Fundamentals of Working with Remote Teams

Working with remote software development team operating nearshore or offshore you as the Client take a number of commitments. They, just to name a few, are:
1. You commit to devoting a specific time to communicating with your team. What you may have not tracked in the office with your inhouse people (chit-chat at the coffee machine or during the break) will count with your remote team – if you do not hop on a call (or flight) the conversation will not happen.

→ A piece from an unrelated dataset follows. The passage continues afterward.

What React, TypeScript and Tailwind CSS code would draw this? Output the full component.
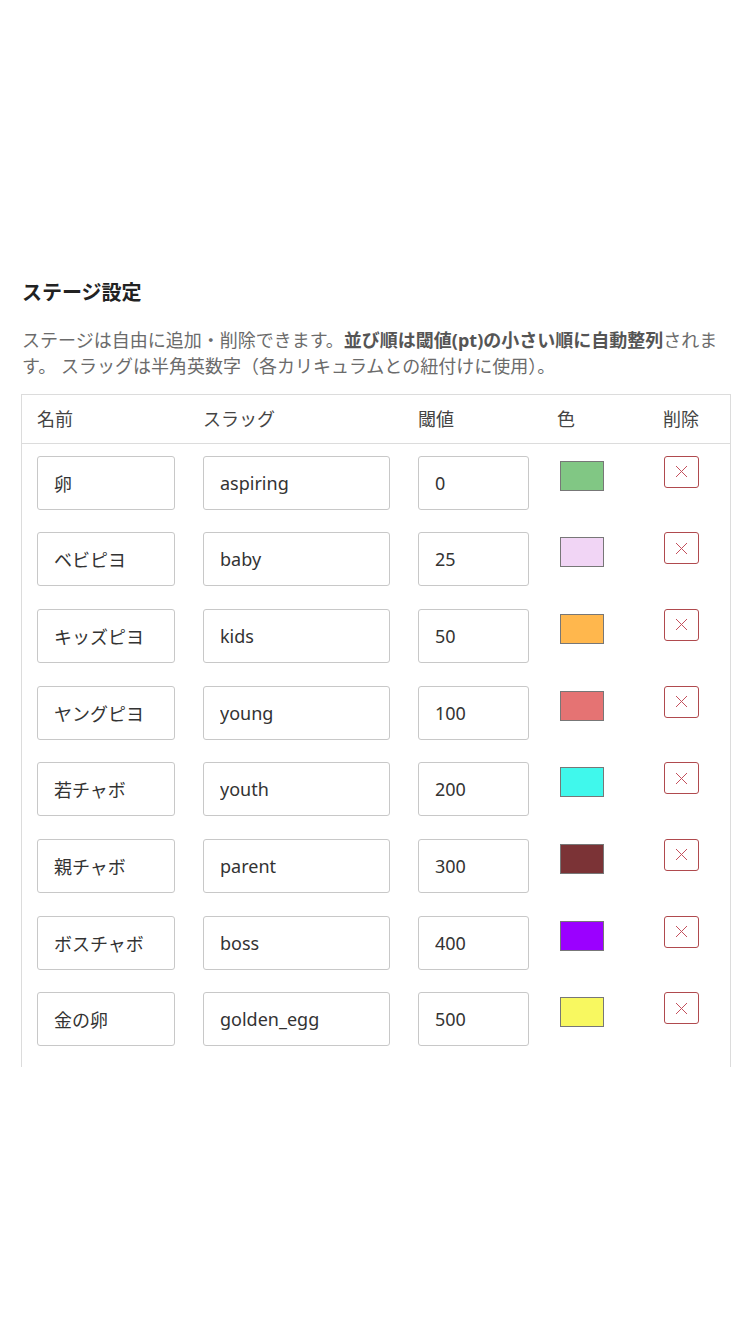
import React from "react";

const rows = [
  { name: "卵", slug: "aspiring", th: "0", color: "#81c784" },
  { name: "ベビピヨ", slug: "baby", th: "25", color: "#f1d5f5" },
  { name: "キッズピヨ", slug: "kids", th: "50", color: "#ffb74d" },
  { name: "ヤングピヨ", slug: "young", th: "100", color: "#e57373" },
  { name: "若チャボ", slug: "youth", th: "200", color: "#40f8ec" },
  { name: "親チャボ", slug: "parent", th: "300", color: "#7b3336" },
  { name: "ボスチャボ", slug: "boss", th: "400", color: "#9b00ff" },
  { name: "金の卵", slug: "golden_egg", th: "500", color: "#f8f860" },
];

const font = { fontFamily: '"Noto Sans", "Noto Sans CJK JP", sans-serif' };

function Field({ value, w }: { value: string; w: string }) {
  return (
    <input
      readOnly
      value={value}
      className={`${w} h-[54px] shrink-0 rounded-[3px] border border-[#c8c8c8] bg-white pl-[16px] text-[18px] text-[#333] outline-none`}
      style={font}
    />
  );
}

export default function App() {
  return (
    <div className="min-h-[1334px] w-[750px] bg-white pt-[279px]" style={font}>
      <div className="px-[21px]">
        <h2 className="h-[28px] pl-[1px] text-[20px] font-bold leading-[28px] text-[#222]">
          ステージ設定
        </h2>
        <p className="mt-[20px] pl-[1px] text-[18px] leading-[26px] text-[#6b6b6b]">
          ステージは自由に追加・削除できます。
          <b className="font-bold text-[#555]">並び順は閾値(pt)の小さい順に自動整列</b>
          されます。 スラッグは半角英数字（各カリキュラムとの紐付けに使用）。
        </p>
        <div className="mt-[15px] h-[673px] w-[710px] overflow-hidden border border-b-0 border-[#dcdcdc]">
          <div className="flex h-[49px] items-center gap-[28px] border-b border-[#dcdcdc] pl-[15px] pt-[1px] text-[18px] text-[#444]">
            <div className="w-[138px] shrink-0">名前</div>
            <div className="w-[187px] shrink-0">スラッグ</div>
            <div className="w-[111px] shrink-0">閾値</div>
            <div className="w-[78px] shrink-0">色</div>
            <div className="shrink-0">削除</div>
          </div>
          {rows.map((r) => (
            <div key={r.slug} className="flex h-[76.7px] items-start gap-[28px] pl-[15px] pt-[11.5px]">
              <Field value={r.name} w="w-[138px]" />
              <Field value={r.slug} w="w-[187px]" />
              <Field value={r.th} w="w-[111px]" />
              <div className="w-[78px] shrink-0 pl-[3px] pt-[5px]">
                <div
                  className="h-[30px] w-[44px] border border-[#777]"
                  style={{ backgroundColor: r.color }}
                />
              </div>
              <button className="ml-[1px] flex h-[32px] w-[35px] shrink-0 items-center justify-center rounded-[3px] border border-[#b04a4e] bg-white">
                <svg width="13" height="13" viewBox="0 0 13 13">
                  <path d="M1 1 L12 12 M12 1 L1 12" stroke="#c4505c" strokeWidth="1" />
                </svg>
              </button>
            </div>
          ))}
        </div>
      </div>
    </div>
  );
}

2. You commit to understanding that while your nearshore team is likely to share your loyalty and love to the Company of yours, they are physically located in another country and this location defines their needs and expectations to what is considered obvious and solved locally to you. These needs may be anything from preferred food to the lunch schedule to have that food. These needs may be resulting into additional medical insurance that your HQ does not need – just because your state health services are so good and do not require a private healthcare extension.
3. You commit to building a relationship with your Vendor where you may 100% be sure they (Vendor) will be an augmentation of your management style, your management decisions. But this will only come if you will be building that, at least your part of it.
Hiring a remote software development team having 40% in cuts of your ownership expenses has its flip side of the coin.
Your team’s expense will grow faster than what your local team would have costed you extra.
An annual raise of 2.32% you make to your local hire may be in line with local benchmark. And may bring your annual expense from lets say 100k to 103k.
An annual raise of 2.32% may be not enough for the hire done nearshore or offshore. As their local market benchmark may be less steady than your local labor market. And the raise they may have expected could be from 30k annually to 33k. Same 3k as for local. But not 2.32% anymore, it’s a whole 10%, eh?
This concept understanding is fundamental to working with remote hires off your country.
While I always insist for best performance they need to be treated exactly as your onsite inhouse people, these remote people motivation can never be “copied” from what you typically do onsite. In most cases this won’t work, as going nearshore you not only extend your hiring geography but you also benefit from number of things different from your own local labor market. Such as, cost of team ownership, quantity/quality of the talent, employment legal constraints, and so on. That difference made you come out of your local market. And that difference will result into else differences in how the teams will be working effectively vs what you would have locally.
Your vendor should know this all better than you. They work with dozens of clients, various size & industries. They face these questions more or less monthly, and they have answers.